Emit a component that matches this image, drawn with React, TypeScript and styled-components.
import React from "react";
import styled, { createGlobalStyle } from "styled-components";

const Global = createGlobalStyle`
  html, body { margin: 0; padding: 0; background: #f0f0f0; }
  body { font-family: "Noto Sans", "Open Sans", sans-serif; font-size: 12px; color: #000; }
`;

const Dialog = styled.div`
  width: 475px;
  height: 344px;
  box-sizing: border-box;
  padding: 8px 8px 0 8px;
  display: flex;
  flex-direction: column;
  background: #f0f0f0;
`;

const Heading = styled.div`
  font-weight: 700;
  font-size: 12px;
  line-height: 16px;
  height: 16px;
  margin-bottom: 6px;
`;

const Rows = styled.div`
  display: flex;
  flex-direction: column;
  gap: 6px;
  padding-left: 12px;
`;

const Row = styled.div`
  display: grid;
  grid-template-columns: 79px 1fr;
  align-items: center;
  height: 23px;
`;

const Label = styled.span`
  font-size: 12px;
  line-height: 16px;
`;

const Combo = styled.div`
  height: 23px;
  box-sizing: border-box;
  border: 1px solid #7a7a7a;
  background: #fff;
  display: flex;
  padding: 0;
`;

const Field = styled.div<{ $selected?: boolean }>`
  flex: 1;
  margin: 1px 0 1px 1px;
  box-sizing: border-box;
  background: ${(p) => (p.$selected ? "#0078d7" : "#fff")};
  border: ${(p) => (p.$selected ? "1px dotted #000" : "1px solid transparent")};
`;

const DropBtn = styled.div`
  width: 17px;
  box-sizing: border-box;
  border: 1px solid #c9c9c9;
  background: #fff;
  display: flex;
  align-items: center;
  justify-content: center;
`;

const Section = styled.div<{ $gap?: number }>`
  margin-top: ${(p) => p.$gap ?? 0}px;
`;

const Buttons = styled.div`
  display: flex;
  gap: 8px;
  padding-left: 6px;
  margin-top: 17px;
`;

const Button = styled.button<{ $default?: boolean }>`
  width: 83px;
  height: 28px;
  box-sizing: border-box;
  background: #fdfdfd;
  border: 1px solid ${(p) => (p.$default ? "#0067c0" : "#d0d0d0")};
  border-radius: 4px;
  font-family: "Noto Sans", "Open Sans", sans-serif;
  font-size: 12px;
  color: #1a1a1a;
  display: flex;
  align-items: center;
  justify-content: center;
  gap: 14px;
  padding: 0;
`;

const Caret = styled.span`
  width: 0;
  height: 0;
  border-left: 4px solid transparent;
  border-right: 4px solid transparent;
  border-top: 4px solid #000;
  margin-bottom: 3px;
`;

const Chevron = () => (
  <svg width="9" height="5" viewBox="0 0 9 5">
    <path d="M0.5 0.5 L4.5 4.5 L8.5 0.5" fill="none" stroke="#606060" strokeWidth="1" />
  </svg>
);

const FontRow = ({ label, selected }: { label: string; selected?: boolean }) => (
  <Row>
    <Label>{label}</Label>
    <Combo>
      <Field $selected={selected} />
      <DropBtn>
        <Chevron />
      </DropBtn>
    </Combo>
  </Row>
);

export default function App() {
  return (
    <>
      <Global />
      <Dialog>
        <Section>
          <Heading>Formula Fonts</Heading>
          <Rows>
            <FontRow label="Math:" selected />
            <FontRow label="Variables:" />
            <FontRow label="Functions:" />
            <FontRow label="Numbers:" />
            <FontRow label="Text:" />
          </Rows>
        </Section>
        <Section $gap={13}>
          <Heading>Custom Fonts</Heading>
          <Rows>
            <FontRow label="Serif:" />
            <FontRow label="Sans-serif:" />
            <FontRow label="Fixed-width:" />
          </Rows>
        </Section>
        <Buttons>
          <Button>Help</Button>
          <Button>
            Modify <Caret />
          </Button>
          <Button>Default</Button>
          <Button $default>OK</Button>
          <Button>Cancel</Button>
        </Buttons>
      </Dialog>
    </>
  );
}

▬▬▬▬▬▬▬▬▬▬

» **PROMPT**: From the data, list each line in which the string "React" appears.

» **THE RESULT**:
Emit a component that matches this image, drawn with React, TypeScript and styled-components.
import React from "react";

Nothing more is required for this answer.